Il existe également une forte aspiration à la création d’espaces de convivialité plus vastes à proximité des espaces de travail. L’agencement des lieux, tel qu’il a été décrit à l’origine dans l’expression de besoin, privilégie des zones dédiées au sein des pôles de restauration. Il est en effet difficile, pour des questions de sécurité et de nettoyage, d’envisager une multiplication de larges lieux personnalisés de regroupement. Dans le même ordre d’idées, sont souhaités des espaces de travail en collaboration. Une réflexion sur l’aménagement du site pourrait être entreprise afin de répondre à ces attentes.

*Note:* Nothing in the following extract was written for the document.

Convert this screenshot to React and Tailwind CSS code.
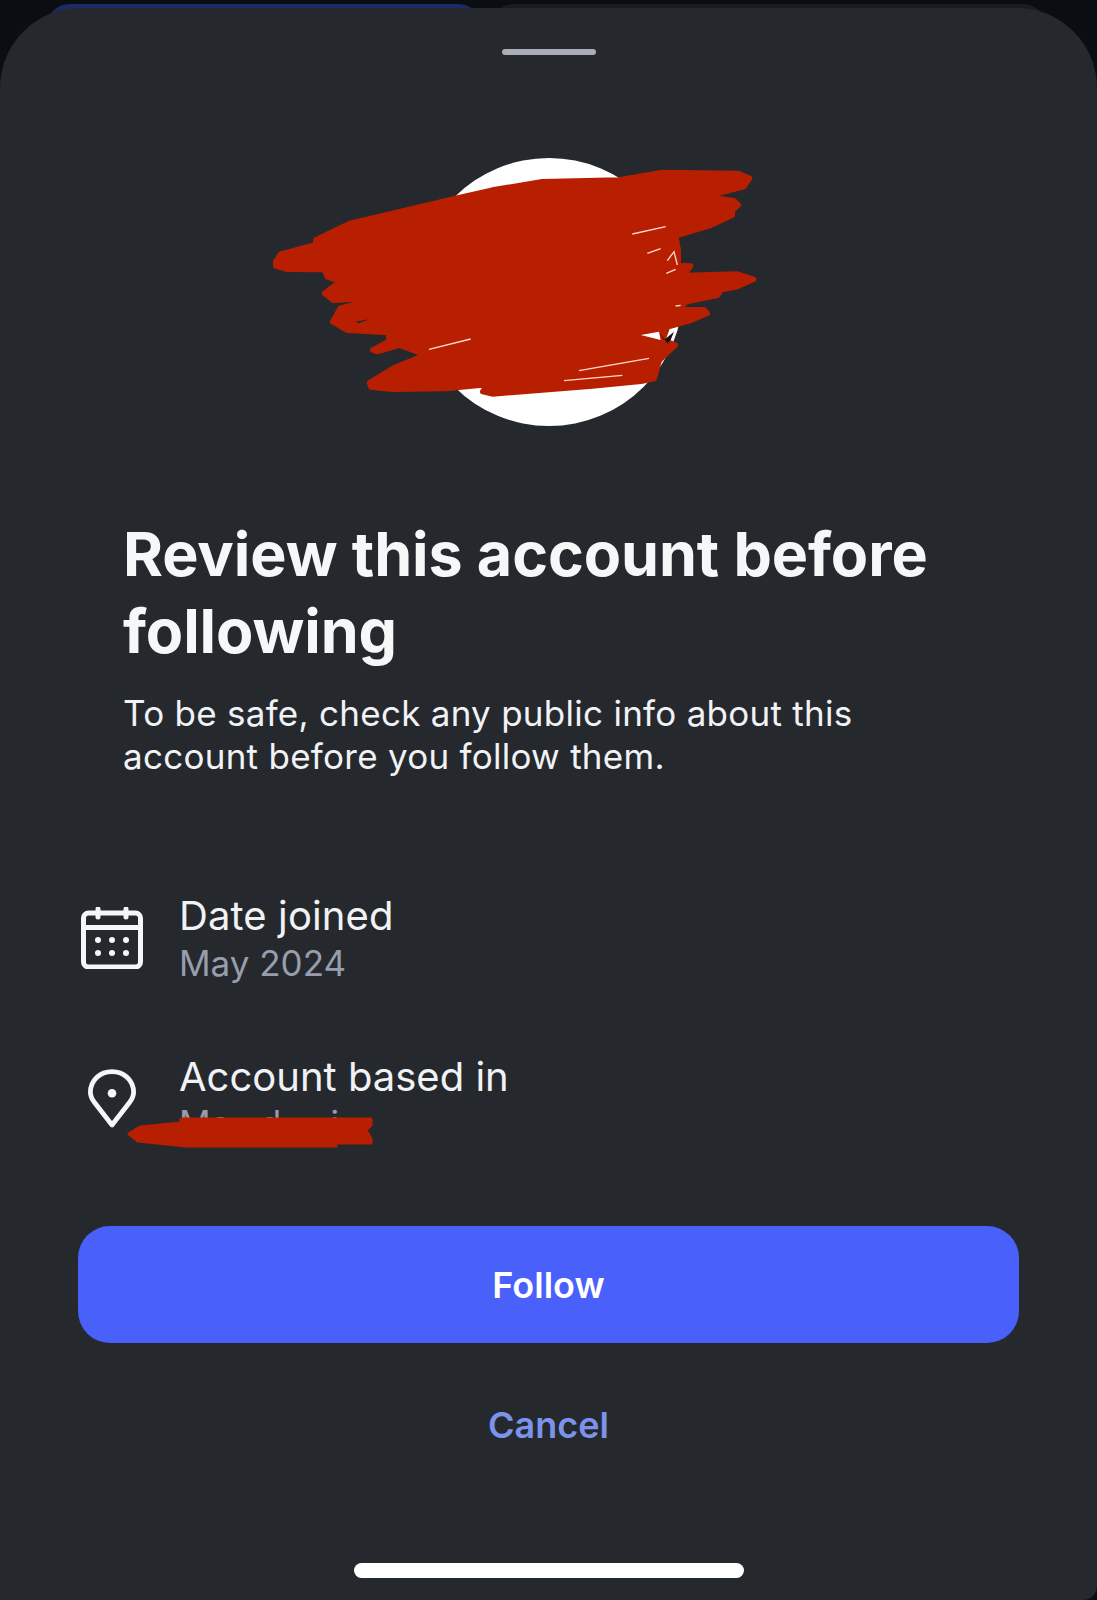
const SCRIBBLE_OUTLINE =
  "M50 365 L65 342 L170 314 L170 300 L272 250 L400 220 L590 175 L700 150 L850 125 L1080 120 L1210 97 L1435 100 L1472 115 L1455 140 L1340 170 L1425 182 L1438 195 L1420 212 L1420 226 L1350 258 L1250 288 L1258 330 L1258 376 L1295 378 L1285 392 L1225 408 L1435 402 L1484 418 L1435 440 L1386 450 L1376 466 L1280 486 L1260 509 L1335 509 L1345 520 L1296 541 L1226 561 L1211 600 L1249 615 L1201 661 L1186 716 L1146 724 L1000 738 L700 762 L671 755 L686 734 L560 746 L400 748 L336 741 L331 728 L404 684 L500 644 L420 616 L355 635 L341 630 L389 604 L389 578 L264 571 L221 545 L244 504 L324 484 L320 476 L224 481 L196 460 L244 424 L205 411 L196 389 L84 388 L50 378 Z";

function Scribble() {
  return (
    <svg viewBox="0 0 1560 900" className="absolute left-[-156px] top-[-18px] w-[520px] h-[300px]">
      <path d={SCRIBBLE_OUTLINE} fill="#b81e00" stroke="#b81e00" strokeWidth="16" strokeLinejoin="round" />
      {/* slivers of the avatar left showing through the scribble */}
      <path d="M1120 282 L1220 260 M1165 340 L1205 326 M1225 362 L1245 335 L1255 375 M1222 400 L1250 388 M1250 498 L1265 496 M510 628 L635 597 M960 692 L1170 655 M915 722 L1090 706" stroke="#ffd9d0" strokeWidth="4" fill="none" />
      <path d="M1145 585 L1200 575 L1205 600 Z" fill="#ffffff" />
      <path d="M1200 575 L1215 600 L1245 575 L1235 600 L1225 610 Z" fill="#111111" />
      <path d="M290 545 L330 538 L300 550 Z" fill="#25292e" />
    </svg>
  );
}

function CalendarIcon() {
  return (
    <svg viewBox="0 0 62 62" className="w-[62px] h-[62px]" fill="none" stroke="#f5f6f8" strokeWidth="5">
      <rect x="2.5" y="6" width="57" height="54" rx="5" />
      <path d="M2.5 20.5 H59.5" />
      <path d="M17 2 V10 M45 2 V10" strokeLinecap="round" />
      <g fill="#f5f6f8" stroke="none">
        <circle cx="17" cy="33" r="3" />
        <circle cx="31" cy="33" r="3" />
        <circle cx="45" cy="33" r="3" />
        <circle cx="17" cy="46" r="3" />
        <circle cx="31" cy="46" r="3" />
        <circle cx="45" cy="46" r="3" />
      </g>
    </svg>
  );
}

function PinIcon() {
  return (
    <svg viewBox="0 0 50 62" className="w-[48px] h-[62px]" fill="none" stroke="#f5f6f8" strokeWidth="5">
      <path d="M25 58 L7 35 C3.5 30.5 2.5 27 2.5 24 C2.5 11.5 12.5 2.5 25 2.5 C37.5 2.5 47.5 11.5 47.5 24 C47.5 27 46.5 30.5 43 35 Z" strokeLinejoin="round" />
      <circle cx="25" cy="25" r="4.5" fill="#f5f6f8" stroke="none" />
    </svg>
  );
}

export default function App() {
  return (
    <div className="h-[1600px] w-[1097px] overflow-hidden bg-[#0a0e13] font-['Inter',sans-serif]">
      {/* Cards behind the sheet */}
      <div className="flex gap-2 pt-1 pl-[46px] pr-[50px] h-[44px]">
        <div className="w-[436px] rounded-t-[24px] bg-[#1e2a63]" />
        <div className="flex-1 rounded-t-[24px] bg-[#191c21]" />
      </div>

      {/* Sheet */}
      <div className="relative mt-[-36px] h-[1592px] rounded-t-[80px] rounded-br-[14px] bg-[#25292e] flex flex-col">
        <div className="mx-auto mt-[41px] h-[6px] w-[94px] rounded-sm bg-[#a9adb8]" />

        <div className="relative mx-auto mt-[103px] h-[268px] w-[268px] rounded-full bg-white">
          <Scribble />
        </div>

        <h1 className="mt-[90px] pl-[123px] text-[61px] leading-[77px] font-bold tracking-[-0.1px] text-[#f6f7f9]">
          Review this account before<br />following
        </h1>
        <p className="mt-[22px] pl-[123px] text-[35px] leading-[43px] tracking-[0.27px] text-[#f1f2f5]">
          To be safe, check any public info about this<br />account before you follow them.
        </p>

        <div className="mt-[113px] pl-[81px] flex items-center gap-[36px]">
          <CalendarIcon />
          <div>
            <div className="text-[40px] leading-[50px] tracking-[0.1px] text-[#f1f2f5]">Date joined</div>
            <div className="text-[35px] leading-[44px] text-[#989dab]">May 2024</div>
          </div>
        </div>

        <div className="relative mt-[67px] pl-[81px] flex items-center gap-[36px]">
          <div className="w-[62px] flex justify-center">
            <PinIcon />
          </div>
          <div>
            <div className="text-[40px] leading-[50px] text-[#f1f2f5]">Account based in</div>
            <div className="-mt-[1px] text-[35px] leading-[44px] whitespace-pre text-[#989dab]">Ma   d     i</div>
          </div>
          <svg viewBox="0 0 250 32" className="absolute left-[126px] top-[64px] w-[250px] h-[32px]">
            <path d="M55 3 L245 3 L245 9 L240 14 L245 23 L245 27 L210 27 L210 30 L60 30 L12 25 L3 18 L14 11 L55 7 Z" fill="#b81e00" stroke="#b81e00" strokeWidth="3" strokeLinejoin="round" />
          </svg>
        </div>

        <button className="mt-[81px] mx-[78px] h-[117px] rounded-[32px] bg-[#4a60fb] text-[36px] font-semibold text-white">
          Follow
        </button>
        <button className="mt-[60px] text-[36px] leading-[44px] font-semibold text-[#7b93ea]">
          Cancel
        </button>

        {/* Home indicator */}
        <div className="mt-auto mb-[22px] mx-auto h-[15px] w-[390px] rounded-full bg-white" />
      </div>
    </div>
  );
}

Les extérieurs ouest et est, organisés comme des campus, ont également reçu leurs touches de personnalisation. La démarche la plus emblématique est celle de la mise en place des chars, un par parcelle. Dans la parcelle ouest, un char Renault ft 17 marque la tradition, en particulier l’engagement historique des blindés, qui ont contribué il y a cent ans à la victoire française de 1918. Dans la parcelle est, un char Leclerc apporte un signal fort d’outil opérationnel moderne. Les industriels (kmx et nexter) ne s’y sont pas trompés en insistant pour participer à cette installation. Un avion de combat Rafale viendra d’ici peu compléter ce tableau, créant un espace de présentation de certains des plus beaux fleurons des armées françaises. Pour la Marine, les projets concernent l’installation de l’hélice du porte-hélicoptères Jeanne d’Arc et d’une rosace d’empennage.
1 Toute modification des locaux, même relative à la décoration, qu’il s’agisse de poser un tableau ou d’aménager une pièce, doit s’inscrire dans les modalités du partenariat, qui exige que l’entretien des lieux reste sous le contrôle des prestataires auxquels il est confié. Cela a pu paraître pesant lors de la mise à disposition des lieux en 2015, mais aujourd’hui les demandes sont clairsemées et rapidement satisfaites.